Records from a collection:
begin

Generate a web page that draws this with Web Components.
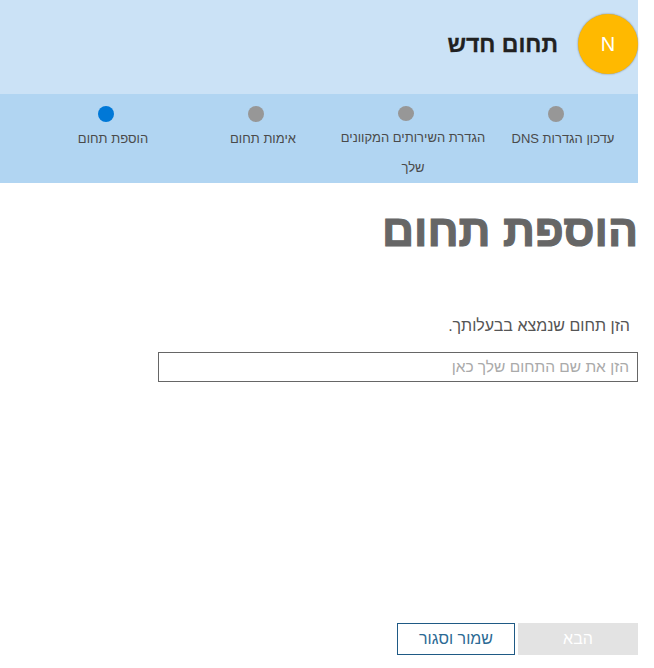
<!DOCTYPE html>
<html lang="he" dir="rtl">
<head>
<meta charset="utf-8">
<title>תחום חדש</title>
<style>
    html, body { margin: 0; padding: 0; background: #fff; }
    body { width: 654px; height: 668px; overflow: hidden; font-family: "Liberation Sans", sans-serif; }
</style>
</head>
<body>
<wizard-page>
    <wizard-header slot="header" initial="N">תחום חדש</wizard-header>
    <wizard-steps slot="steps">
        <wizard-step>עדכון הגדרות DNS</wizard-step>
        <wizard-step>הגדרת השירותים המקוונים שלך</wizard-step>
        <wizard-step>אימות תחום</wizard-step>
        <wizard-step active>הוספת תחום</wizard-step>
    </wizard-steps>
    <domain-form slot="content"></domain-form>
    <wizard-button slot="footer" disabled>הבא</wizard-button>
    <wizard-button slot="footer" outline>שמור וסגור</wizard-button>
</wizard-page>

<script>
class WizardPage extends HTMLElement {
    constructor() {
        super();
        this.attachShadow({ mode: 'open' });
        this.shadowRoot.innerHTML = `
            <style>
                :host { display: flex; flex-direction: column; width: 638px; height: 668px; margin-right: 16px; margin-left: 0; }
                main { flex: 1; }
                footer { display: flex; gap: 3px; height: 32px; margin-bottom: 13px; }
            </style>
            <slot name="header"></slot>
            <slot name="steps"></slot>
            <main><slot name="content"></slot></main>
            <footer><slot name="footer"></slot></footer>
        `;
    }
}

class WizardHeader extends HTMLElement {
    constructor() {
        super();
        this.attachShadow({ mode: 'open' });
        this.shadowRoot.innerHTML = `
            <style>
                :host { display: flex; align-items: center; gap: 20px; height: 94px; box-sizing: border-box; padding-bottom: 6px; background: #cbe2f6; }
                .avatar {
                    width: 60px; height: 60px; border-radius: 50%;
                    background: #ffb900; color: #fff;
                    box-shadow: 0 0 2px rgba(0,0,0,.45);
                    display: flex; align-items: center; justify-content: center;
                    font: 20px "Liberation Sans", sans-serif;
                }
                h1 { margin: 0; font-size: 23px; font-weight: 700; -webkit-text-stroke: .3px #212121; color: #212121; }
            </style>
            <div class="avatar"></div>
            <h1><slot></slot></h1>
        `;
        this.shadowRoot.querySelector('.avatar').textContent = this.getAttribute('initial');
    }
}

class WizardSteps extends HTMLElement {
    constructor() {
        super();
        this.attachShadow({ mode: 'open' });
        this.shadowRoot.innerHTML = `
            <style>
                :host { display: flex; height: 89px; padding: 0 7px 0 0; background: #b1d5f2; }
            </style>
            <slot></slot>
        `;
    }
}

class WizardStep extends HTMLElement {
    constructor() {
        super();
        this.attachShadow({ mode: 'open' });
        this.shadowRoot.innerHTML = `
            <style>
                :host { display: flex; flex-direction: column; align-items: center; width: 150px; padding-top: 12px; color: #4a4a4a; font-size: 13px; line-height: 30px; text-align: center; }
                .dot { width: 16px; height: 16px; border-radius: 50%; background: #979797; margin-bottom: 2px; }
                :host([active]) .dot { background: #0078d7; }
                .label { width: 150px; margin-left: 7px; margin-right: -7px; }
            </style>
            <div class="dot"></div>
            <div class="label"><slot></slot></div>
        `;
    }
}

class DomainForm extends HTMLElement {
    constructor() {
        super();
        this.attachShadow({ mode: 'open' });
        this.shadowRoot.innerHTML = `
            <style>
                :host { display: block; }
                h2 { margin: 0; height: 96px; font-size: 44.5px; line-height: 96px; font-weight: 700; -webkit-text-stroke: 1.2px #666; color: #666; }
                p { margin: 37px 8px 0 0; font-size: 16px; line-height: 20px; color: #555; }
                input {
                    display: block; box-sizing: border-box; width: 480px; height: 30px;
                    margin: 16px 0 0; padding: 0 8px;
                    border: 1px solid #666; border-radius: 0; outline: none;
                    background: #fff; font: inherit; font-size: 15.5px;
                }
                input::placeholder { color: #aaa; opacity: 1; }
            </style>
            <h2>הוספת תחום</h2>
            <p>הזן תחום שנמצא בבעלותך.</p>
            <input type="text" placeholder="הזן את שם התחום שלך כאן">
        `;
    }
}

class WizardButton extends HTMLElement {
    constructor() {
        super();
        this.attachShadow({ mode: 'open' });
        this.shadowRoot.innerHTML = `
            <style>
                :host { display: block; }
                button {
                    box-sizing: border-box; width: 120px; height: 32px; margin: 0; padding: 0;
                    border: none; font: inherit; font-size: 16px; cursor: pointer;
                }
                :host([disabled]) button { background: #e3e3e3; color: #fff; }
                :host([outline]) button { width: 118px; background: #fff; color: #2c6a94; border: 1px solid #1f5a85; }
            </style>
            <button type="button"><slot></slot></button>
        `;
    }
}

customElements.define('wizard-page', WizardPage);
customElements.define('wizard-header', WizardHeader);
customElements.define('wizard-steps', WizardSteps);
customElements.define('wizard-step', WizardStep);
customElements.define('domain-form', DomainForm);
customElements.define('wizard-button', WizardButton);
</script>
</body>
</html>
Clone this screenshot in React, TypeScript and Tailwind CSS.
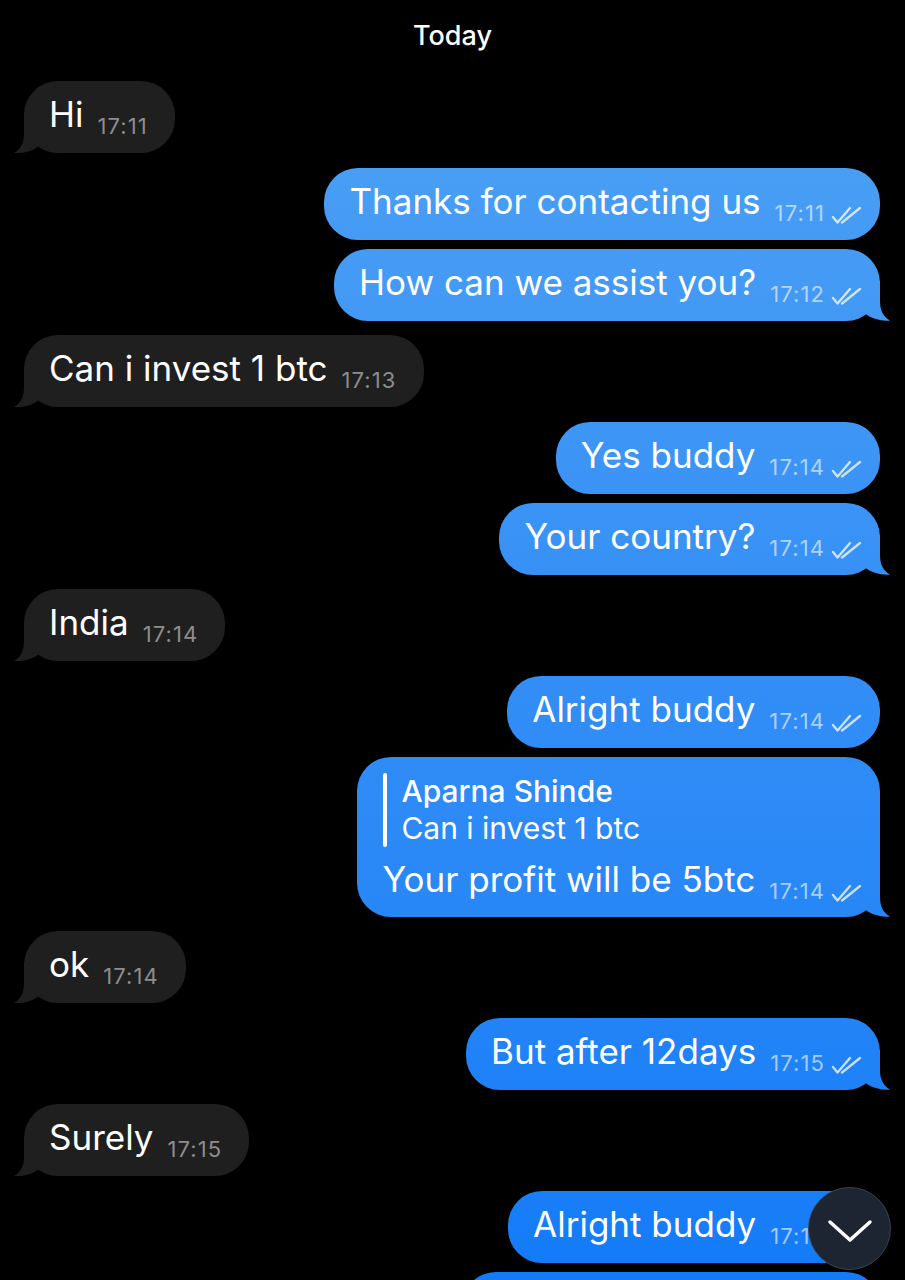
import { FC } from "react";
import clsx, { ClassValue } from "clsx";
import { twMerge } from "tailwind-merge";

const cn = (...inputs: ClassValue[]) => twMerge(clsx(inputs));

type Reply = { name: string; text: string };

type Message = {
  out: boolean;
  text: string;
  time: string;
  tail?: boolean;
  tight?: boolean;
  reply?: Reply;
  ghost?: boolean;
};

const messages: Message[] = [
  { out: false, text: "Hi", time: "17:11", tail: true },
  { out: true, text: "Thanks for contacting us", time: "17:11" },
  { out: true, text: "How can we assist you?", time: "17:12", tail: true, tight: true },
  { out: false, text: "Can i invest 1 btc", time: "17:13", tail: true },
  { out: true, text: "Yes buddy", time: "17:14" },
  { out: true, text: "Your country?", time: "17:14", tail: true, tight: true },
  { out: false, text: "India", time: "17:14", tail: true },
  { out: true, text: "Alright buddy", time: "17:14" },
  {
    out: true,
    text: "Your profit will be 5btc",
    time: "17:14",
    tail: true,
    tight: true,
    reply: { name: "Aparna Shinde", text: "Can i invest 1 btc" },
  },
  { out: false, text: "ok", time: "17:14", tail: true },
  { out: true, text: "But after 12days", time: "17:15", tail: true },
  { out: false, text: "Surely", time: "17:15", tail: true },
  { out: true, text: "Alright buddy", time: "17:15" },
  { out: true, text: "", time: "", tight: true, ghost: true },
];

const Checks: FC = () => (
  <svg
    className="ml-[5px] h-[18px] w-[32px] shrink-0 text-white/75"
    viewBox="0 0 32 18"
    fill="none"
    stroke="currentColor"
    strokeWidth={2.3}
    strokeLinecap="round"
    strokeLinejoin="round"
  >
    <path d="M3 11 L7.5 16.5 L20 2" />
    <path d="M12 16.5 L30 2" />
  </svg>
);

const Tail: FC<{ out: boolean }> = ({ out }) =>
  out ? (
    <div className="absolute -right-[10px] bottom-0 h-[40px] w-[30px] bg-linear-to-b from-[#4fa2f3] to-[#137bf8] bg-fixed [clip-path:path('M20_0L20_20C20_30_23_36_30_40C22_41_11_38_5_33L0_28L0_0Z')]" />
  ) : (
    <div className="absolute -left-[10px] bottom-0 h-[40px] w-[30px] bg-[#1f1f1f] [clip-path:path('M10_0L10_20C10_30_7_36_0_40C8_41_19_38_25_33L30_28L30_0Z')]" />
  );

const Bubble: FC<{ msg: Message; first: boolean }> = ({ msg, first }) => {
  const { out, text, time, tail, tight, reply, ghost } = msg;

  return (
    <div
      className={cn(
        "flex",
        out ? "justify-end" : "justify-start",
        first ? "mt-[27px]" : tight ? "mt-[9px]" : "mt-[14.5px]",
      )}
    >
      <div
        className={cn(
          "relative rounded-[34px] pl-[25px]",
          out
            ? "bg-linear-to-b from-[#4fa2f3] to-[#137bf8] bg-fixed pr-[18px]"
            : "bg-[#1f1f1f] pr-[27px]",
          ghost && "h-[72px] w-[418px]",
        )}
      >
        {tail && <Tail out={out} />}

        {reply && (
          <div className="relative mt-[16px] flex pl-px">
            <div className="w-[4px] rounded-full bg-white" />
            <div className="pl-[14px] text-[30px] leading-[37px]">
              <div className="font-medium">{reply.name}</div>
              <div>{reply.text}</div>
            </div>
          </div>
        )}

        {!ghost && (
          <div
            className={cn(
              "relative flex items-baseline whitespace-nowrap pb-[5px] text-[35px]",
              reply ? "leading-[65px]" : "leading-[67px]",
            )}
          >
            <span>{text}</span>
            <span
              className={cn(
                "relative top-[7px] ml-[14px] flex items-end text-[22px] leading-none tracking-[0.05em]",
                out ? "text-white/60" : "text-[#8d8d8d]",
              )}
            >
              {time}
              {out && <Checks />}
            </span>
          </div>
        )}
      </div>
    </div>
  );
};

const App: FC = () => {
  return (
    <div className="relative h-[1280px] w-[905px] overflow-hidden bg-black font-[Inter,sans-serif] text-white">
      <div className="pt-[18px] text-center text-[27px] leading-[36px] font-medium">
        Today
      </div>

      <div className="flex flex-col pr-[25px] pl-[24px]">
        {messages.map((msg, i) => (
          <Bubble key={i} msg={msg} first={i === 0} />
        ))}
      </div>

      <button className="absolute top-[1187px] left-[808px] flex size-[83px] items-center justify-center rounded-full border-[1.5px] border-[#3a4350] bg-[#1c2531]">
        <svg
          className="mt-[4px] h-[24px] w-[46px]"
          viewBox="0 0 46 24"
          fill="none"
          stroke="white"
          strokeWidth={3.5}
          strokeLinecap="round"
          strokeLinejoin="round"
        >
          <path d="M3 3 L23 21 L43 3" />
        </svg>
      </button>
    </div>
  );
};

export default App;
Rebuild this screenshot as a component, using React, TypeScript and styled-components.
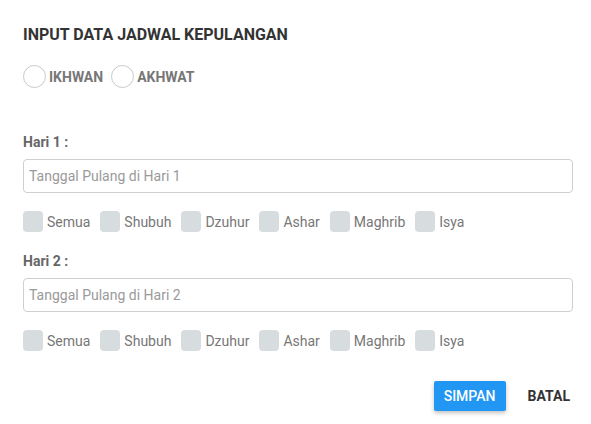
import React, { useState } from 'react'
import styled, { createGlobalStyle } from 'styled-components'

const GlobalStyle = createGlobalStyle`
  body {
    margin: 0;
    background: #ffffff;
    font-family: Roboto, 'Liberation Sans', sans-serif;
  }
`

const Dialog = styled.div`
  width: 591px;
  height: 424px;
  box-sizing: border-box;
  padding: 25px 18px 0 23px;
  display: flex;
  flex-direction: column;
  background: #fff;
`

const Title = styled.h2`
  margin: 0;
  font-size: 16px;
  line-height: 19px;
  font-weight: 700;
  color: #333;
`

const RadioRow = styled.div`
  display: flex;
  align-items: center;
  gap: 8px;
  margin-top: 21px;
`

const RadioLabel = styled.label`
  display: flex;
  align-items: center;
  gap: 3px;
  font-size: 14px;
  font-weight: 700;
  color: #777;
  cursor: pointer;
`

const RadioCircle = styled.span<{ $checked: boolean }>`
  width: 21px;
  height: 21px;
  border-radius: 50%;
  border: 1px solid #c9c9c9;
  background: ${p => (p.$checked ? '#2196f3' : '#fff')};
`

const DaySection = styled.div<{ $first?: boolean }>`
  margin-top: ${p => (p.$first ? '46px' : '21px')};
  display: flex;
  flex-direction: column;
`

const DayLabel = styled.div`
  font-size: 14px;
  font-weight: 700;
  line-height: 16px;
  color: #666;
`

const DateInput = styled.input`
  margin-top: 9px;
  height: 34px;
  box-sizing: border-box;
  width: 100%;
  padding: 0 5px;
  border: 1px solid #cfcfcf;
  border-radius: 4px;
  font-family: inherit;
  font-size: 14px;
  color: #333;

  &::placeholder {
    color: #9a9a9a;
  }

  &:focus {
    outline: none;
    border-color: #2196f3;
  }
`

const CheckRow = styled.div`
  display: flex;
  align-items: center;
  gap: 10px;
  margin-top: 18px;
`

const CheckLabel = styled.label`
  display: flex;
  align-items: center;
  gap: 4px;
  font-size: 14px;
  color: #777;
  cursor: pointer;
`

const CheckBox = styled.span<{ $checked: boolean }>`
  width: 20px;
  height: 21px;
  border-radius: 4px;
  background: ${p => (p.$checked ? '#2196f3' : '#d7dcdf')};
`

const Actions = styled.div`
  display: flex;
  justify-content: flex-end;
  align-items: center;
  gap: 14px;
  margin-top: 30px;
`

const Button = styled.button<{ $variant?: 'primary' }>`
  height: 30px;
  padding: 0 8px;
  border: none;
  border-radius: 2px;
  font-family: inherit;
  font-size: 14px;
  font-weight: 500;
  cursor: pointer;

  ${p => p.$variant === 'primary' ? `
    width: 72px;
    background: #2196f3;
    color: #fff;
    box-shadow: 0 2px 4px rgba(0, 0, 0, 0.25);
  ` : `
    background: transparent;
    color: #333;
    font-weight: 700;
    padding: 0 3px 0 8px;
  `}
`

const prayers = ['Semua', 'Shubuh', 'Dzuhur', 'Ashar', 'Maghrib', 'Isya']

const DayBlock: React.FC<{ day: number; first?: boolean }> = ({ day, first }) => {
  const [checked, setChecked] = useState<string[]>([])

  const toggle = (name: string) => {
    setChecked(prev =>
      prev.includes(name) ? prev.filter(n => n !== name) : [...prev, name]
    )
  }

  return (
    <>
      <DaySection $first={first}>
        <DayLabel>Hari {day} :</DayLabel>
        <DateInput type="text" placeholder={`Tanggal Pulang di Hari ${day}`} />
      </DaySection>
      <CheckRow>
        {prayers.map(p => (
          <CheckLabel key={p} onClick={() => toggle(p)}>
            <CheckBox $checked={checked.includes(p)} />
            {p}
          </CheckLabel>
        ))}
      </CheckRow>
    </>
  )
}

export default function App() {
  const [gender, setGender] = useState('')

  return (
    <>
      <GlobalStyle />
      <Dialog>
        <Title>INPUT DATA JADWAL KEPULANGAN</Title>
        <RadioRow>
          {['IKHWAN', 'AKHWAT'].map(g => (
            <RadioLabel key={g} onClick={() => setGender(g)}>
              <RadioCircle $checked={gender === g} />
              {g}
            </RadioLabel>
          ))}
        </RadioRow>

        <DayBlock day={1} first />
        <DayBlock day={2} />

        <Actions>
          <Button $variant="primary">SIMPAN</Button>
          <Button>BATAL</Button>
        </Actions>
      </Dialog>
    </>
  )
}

end

**WHAT IS REQUIRED**
Which lines above hold the word "TypeScript"? Copy each of them.

**THE RESPONSE**
Clone this screenshot in React, TypeScript and Tailwind CSS.
Rebuild this screenshot as a component, using React, TypeScript and styled-components.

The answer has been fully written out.